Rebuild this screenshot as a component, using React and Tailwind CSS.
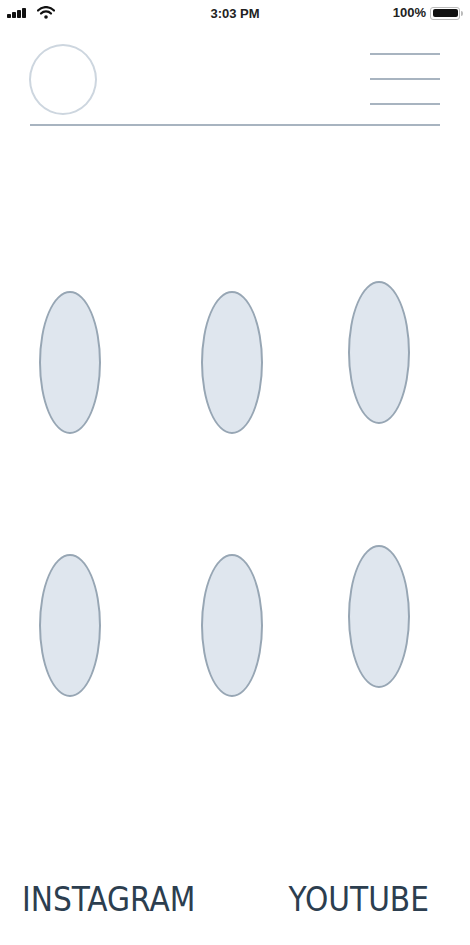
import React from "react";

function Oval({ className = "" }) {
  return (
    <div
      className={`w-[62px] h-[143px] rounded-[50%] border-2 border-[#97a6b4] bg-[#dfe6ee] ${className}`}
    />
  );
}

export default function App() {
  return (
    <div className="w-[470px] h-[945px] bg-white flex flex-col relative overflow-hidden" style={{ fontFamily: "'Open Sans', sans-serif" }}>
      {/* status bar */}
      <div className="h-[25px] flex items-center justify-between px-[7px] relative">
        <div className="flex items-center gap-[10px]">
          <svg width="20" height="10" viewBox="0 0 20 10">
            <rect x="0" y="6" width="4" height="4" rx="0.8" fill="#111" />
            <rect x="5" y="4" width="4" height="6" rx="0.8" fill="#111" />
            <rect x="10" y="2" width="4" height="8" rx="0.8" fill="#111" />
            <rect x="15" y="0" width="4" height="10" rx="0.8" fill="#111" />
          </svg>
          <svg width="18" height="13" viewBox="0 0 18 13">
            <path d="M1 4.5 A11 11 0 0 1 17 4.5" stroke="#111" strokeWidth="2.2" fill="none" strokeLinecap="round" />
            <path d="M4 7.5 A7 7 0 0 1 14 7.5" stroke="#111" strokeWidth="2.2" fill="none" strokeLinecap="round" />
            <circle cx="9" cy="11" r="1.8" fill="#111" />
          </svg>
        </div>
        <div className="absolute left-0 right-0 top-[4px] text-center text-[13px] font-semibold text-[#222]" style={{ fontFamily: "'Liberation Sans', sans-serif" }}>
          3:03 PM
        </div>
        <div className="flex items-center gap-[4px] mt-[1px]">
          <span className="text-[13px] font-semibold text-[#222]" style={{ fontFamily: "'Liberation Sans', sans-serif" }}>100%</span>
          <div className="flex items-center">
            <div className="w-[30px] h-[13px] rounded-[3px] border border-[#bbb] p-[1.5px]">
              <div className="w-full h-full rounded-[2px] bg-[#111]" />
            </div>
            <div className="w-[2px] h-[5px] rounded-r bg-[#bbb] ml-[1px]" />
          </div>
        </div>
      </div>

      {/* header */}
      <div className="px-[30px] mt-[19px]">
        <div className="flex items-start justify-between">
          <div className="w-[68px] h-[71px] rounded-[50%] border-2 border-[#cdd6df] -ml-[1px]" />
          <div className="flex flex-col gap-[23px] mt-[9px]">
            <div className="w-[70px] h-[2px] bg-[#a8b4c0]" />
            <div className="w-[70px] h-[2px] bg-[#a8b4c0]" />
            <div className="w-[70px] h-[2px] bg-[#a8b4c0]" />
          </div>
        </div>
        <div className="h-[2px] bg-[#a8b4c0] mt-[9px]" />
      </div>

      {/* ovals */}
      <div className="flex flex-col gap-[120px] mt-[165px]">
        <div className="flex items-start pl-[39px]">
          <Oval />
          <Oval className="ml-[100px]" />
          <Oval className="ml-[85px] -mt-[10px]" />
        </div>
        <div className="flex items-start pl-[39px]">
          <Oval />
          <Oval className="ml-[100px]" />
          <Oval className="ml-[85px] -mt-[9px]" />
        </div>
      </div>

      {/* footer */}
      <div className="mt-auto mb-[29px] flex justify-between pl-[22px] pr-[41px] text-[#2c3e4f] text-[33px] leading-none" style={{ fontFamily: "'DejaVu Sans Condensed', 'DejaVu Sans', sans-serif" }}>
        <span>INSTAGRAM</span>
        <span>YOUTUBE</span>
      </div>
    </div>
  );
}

=-=-=

» EXERCISE OBJECTIVE
Gather all lines where the word "React" appears.

» OUTPUT FOR THIS TASK
Rebuild this screenshot as a component, using React and Tailwind CSS.
import React from "react";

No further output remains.